Ab dem 20.01.2000 werden dem Zeugen dann von
den Vernehmungsbeamten jeweils weitere Aufgaben gestellt. So hat
er Auszüge aus "Radikal" zu kommentieren, ab dem 01.02.2000
die Strategie - Papiere der RZ vor Sommer 1987 und in Folge die
Bekennerschreiben zu den verfahrensgegenständlichen Anschlägen.
Hierbei bleibt es dabei, daß dem Zeugen immer ein Thema vorgegeben
wird, er sich in der Zelle anhand seiner bisherigen Aussagen auf
das Thema vorbereiten kann und die Vernehmungsbeamten sein selbstreferierendes
Statement dann in einer "Vernehmung" entgegennehmen.
Ab dem 29.02. gehen die Ennittlungsbeamten dann
dazu über, dem Zeugen erneut personenbezogene Zusammenfassungen
abzuverlangen, so zunächst zu Sigi, dann zu Anton, zu Drogentod,
zu Sebastian und schließlich am 10.04. zu Heiner.
Der Zeuge wird damit erneut in die Rolle eines
Sachverständigen erhoben. Ihm werden seine eigenen Aussagen
erneut vertraut gemacht, so daß ihm sowohl die Struktur der
Nachfragen der Ermittlungsbehörden vertraut werden, als auch
er selbst seine Angaben immer wieder repetieren kann. Durch diese
Vorgehensweise wird der Zeuge auf seine spätere Kronzeugenrolle
eingeübt. Die Gesamtstruktur der Vernehmungen und ihres Wortlautes
belegt eindrucksvoll, daß der Zeuge pflichteifrig seiner ihm
von den Ermittlungsbehörden zugewiesenen Rolle nachkommt. In
der Hauptverhandlung hat sich der Zeuge dann auch überwiegend
auf die sehr detailreichen, im Antrag genannten Vernehmungen bezogen.
Das Verwertungsverbot des § 250, Satz 2 StPO
gilt nicht, da die Vernehmung des Zeugen nicht durch die beantragte
Verlesung der Vernehmungsprotokolle ersetzt werden soll.
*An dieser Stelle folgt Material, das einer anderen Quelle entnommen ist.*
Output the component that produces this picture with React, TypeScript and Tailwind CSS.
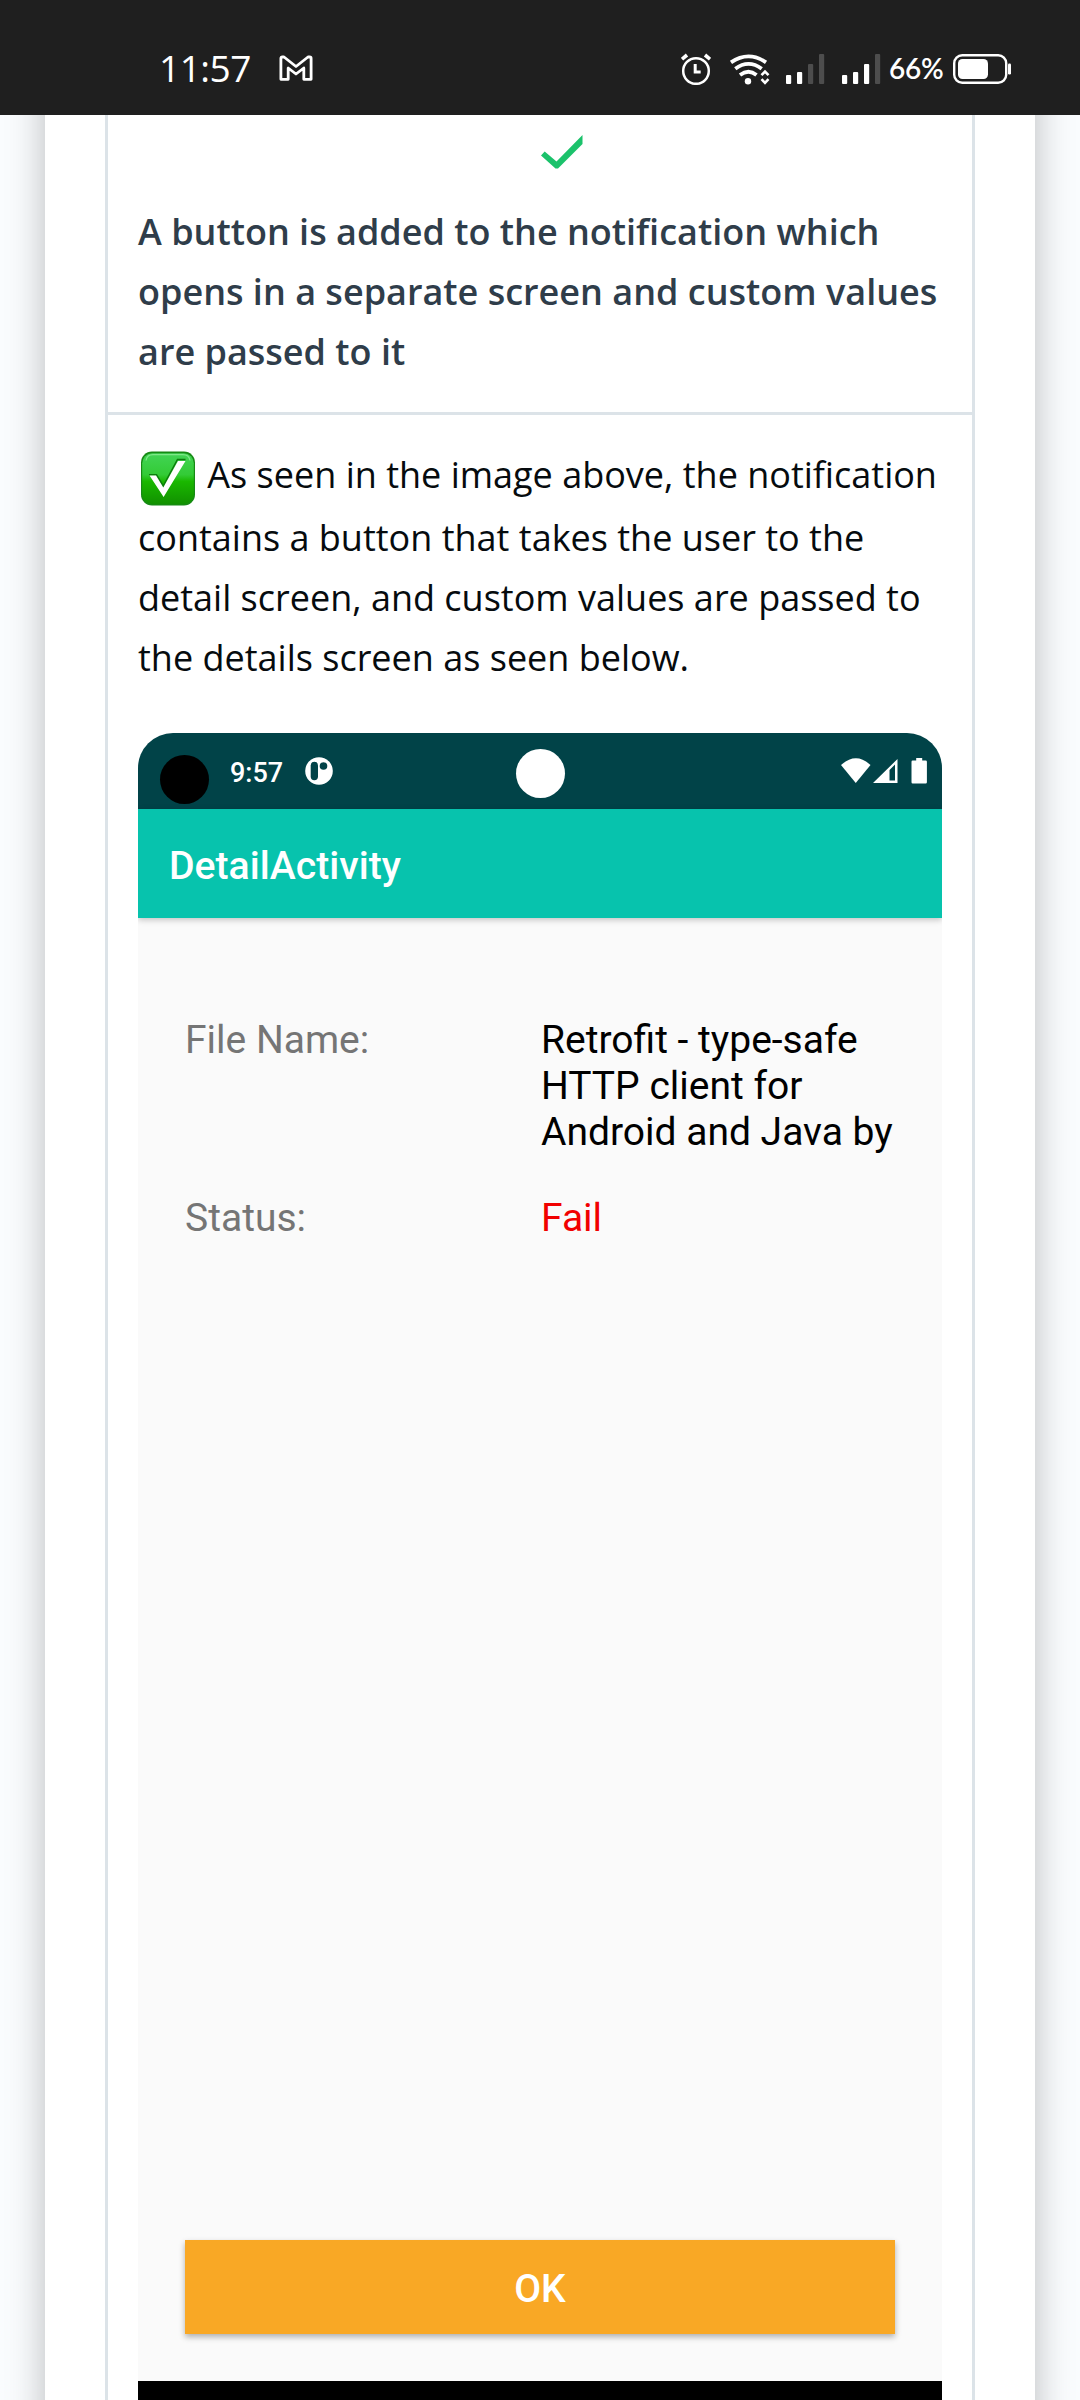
const openSans = "font-['Open_Sans','Noto_Sans',sans-serif]";

function GmailIcon() {
  return (
    <svg width="34" height="28" viewBox="0 0 34 28" fill="none" stroke="#fff" strokeWidth="2.8" strokeLinejoin="round">
      <path d="M1.9 3.4Q1.9 2 3.3 2H5L17 11.5L29 2h1.7Q32.1 2 32.1 3.4V24.3H24.8V13L17 19L9.2 13V24.3H1.9Z" />
    </svg>
  );
}

function AlarmIcon() {
  return (
    <svg width="30" height="32" viewBox="0 0 30 32" fill="none" stroke="#fff">
      <circle cx="15" cy="18" r="12.8" strokeWidth="2.5" />
      <path d="M14.2 11v8h5.5" strokeWidth="3" />
      <path d="M1 6.2L6 2M29 6.2L24 2" strokeWidth="3.6" />
    </svg>
  );
}

function WifiIcon() {
  return (
    <svg width="42" height="32" viewBox="0 0 42 32" fill="none" stroke="#fff" strokeWidth="3.8">
      <path d="M2 8.4Q19.500 -3.600 37 8.4" />
      <path d="M6.300 14.800Q19.500 5 32.700 14.800" />
      <path d="M11 21Q19.500 14.600 27.500 21" />
      <circle cx="19" cy="27.200" r="3.200" fill="#fff" stroke="none" />
      <path d="M32.500 21.200L36 17.600L39.500 21.200M32.500 25.200L36 28.800L39.500 25.200" strokeWidth="2.6" />
    </svg>
  );
}

function SignalIcon({ strong }: { strong?: boolean }) {
  return (
    <svg width="39" height="30" viewBox="0 0 39 30" fill="#fff">
      <rect x="0" y="21" width="5.200" height="9" rx="1" />
      <rect x="11" y="18" width="5.200" height="12" rx="1" />
      <rect x="22" y="10" width="5.200" height="20" rx="1" fill={strong ? "#fff" : "#4d4d4d"} />
      <rect x="33" y="0" width="5.200" height="30" rx="1" fill="#4d4d4d" />
    </svg>
  );
}

function BatteryIcon() {
  return (
    <svg width="59" height="30" viewBox="0 0 59 30" fill="none">
      <rect x="1.200" y="1.200" width="52" height="27.600" rx="8" stroke="#fff" strokeWidth="2.4" />
      <rect x="5" y="5" width="30" height="20" rx="4.500" fill="#fff" />
      <rect x="55" y="9.500" width="3" height="11" rx="1.300" fill="#fff" />
    </svg>
  );
}

function PhoneStatusBar() {
  return (
    <header className="flex h-[115px] shrink-0 items-start bg-[#1f1f1f] text-white">
      <div className="mt-[45px] ml-[159px] w-[121px] font-['Open_Sans',sans-serif] text-[37px] leading-[46px] font-normal tracking-[-0.5px]">
        11:57
      </div>
      <div className="mt-[55px] -ml-[1px]">
        <GmailIcon />
      </div>
      <div className="mt-[53px] ml-[368px]">
        <AlarmIcon />
      </div>
      <div className="mt-[54px] ml-[18px]">
        <WifiIcon />
      </div>
      <div className="mt-[54px] ml-[15px]">
        <SignalIcon />
      </div>
      <div className="mt-[54px] ml-[17px]">
        <SignalIcon strong />
      </div>
      <div className="mt-[50px] ml-[8px] w-[64px] font-['Lato',sans-serif] text-[28px] leading-[36px] font-semibold tracking-[-0.2px]">
        66%
      </div>
      <div className="mt-[54px]">
        <BatteryIcon />
      </div>
    </header>
  );
}

function CheckEmoji() {
  return (
    <svg className="mr-[2px] ml-[2px] inline-block h-[56px] w-[56px] align-[-19px]" viewBox="0 0 56 56">
      <defs>
        <linearGradient id="face" x1="0" y1="0" x2="0" y2="1">
          <stop offset="0" stopColor="#42d455" />
          <stop offset="0.420" stopColor="#33cb36" />
          <stop offset="0.550" stopColor="#1ab800" />
          <stop offset="1" stopColor="#119000" />
        </linearGradient>
      </defs>
      <rect x="1" y="0.500" width="54" height="54" rx="11" fill="#168a14" />
      <rect x="2.200" y="2.300" width="51.600" height="51" rx="10" fill="url(#face)" />
      <path d="M6 9.500Q7 3.700 13 3.700H43Q49 3.700 50 9.500" fill="none" stroke="#7fe889" strokeWidth="1.200" />
      <path d="M9 23.700H16.500L23.200 35L37.500 8.500H45.500" fill="none" stroke="#0b7d0c" strokeWidth="1.500" />
      <path d="M9.500 24.500H16L23.300 36.500L38 10H45.500L23.600 46Z" fill="#fff" />
    </svg>
  );
}

function EmulatorStatusBar() {
  return (
    <div className="flex h-[76px] items-start bg-[#014348] text-white">
      <div className="mt-[22px] ml-[22px] h-[49px] w-[49px] rounded-full bg-black" />
      <div className="mt-[23px] ml-[21px] w-[75px] text-[27px] leading-[34px] font-medium">9:57</div>
      <svg className="mt-[24px]" width="28" height="28" viewBox="0 0 28 28">
        <circle cx="14" cy="14" r="13.800" fill="#fff" />
        <rect x="5.700" y="4.800" width="7.300" height="18.400" rx="3.650" fill="#014348" />
        <circle cx="18.500" cy="9" r="3.800" fill="#014348" />
      </svg>
      <div className="mt-[16px] ml-[183px] h-[49px] w-[49px] rounded-full bg-white" />
      <svg className="mt-[25px] ml-[276px]" width="87" height="26" viewBox="0 0 87 26" fill="#fff">
        <path d="M0 7Q15 -6.500 29.500 7L14.750 25Z" />
        <path fillRule="evenodd" d="M32 25L56.500 1V25ZM48.500 12V22.500H54V6.500Z" />
        <path d="M75.200 0h6v2.500h3.500q1.200 0 1.200 1.200v20.600q0 1.200-1.200 1.200h-13q-1.200 0-1.200-1.200v-20.600q0-1.200 1.200-1.200h3.500z" />
      </svg>
    </div>
  );
}

function EmulatorScreen() {
  return (
    <div className="w-[804px] overflow-hidden rounded-t-[35px] bg-[#fafafa] font-['Roboto',sans-serif]">
      <EmulatorStatusBar />
      <div className="relative flex h-[109px] items-center bg-[#07c3ad] pl-[31px] text-[39.2px] leading-[46px] font-medium text-white shadow-[0_2px_6px_rgba(0,0,0,0.22)]">
        <span className="mt-[5px]">DetailActivity</span>
      </div>
      <div className="grid h-[1322px] grid-cols-[356px_1fr] content-start gap-y-[40px] pt-[99px] pl-[47px] text-[39px] leading-[46px]">
        <div className="text-[#757575]">File Name:</div>
        <div className="text-black">
          Retrofit - type-safe
          <br />
          HTTP client for
          <br />
          Android and Java by
        </div>
        <div className="text-[#757575]">Status:</div>
        <div className="text-[#f10000]">Fail</div>
      </div>
      <div className="h-[141px] px-[47px]">
        <button className="block h-[94px] w-full bg-[#f9a825] text-[39px] leading-[98px] font-medium text-white shadow-[0_3px_6px_rgba(0,0,0,0.3)]">
          OK
        </button>
      </div>
      <div className="h-[60px] bg-black" />
    </div>
  );
}

export default function App() {
  return (
    <div className="flex h-[2400px] w-[1080px] flex-col overflow-hidden bg-[#fafcfe]">
      <PhoneStatusBar />
      <main className="min-h-0 flex-1 overflow-hidden">
        <div className="-mt-[100px] mr-[45px] ml-[45px] h-[2500px] bg-white px-[60px] pt-[100px] shadow-[0_0_36px_rgba(0,0,0,0.26)]">
          <div className="h-full w-[870px] border-x-[3px] border-[#dce3e8]">
            <section className={`h-[300px] border-b-[3px] border-[#dce3e8] px-[30px] pt-[20px] ${openSans}`}>
              <svg className="ml-[403px]" width="42" height="38" viewBox="0 0 42 38">
                <path d="M0 20.500L3.700 16.500L15.500 26.500L41.500 0V9L17 33.500H14.500Z" fill="#1bc26b" />
              </svg>
              <p className="mt-[29px] text-[36px] leading-[60px] font-semibold whitespace-nowrap text-[#2f3d4a]">
                A button is added to the notification which
                <br />
                opens in a separate screen and custom values
                <br />
                are passed to it
              </p>
            </section>
            <section className="px-[30px] pt-[30px]">
              <div className={`h-[288px] text-[36px] leading-[60px] whitespace-nowrap text-[#060b0e] ${openSans}`}>
                <p className="h-[63px]">
                  <CheckEmoji /> As seen in the image above, the notification
                </p>
                <p>
                  contains a button that takes the user to the
                  <br />
                  detail screen, and custom values are passed to
                  <br />
                  the details screen as seen below.
                </p>
              </div>
              <EmulatorScreen />
            </section>
          </div>
        </div>
      </main>
    </div>
  );
}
Vielmehr
ist die Verlesung des gesamten Wortlautes deshalb erforderlich,
weil die Vielzahl der Vernehmungen dieses Zeugen ein "Gesamtkunstwerk"
darstellen und nur unter Bezug auf den gesamten in sich verflochtenen
Detailreichtum von Lüge und Wahrheit bewertet werden können.
Dieser Antrag wird hilfsbeweislich für
den Fall gestellt, daß das Gericht beabsichtigt, eine Verurteilung
des Angeklagten Borgmann auf die Aussagen des Zeugen Mousli zu stützen.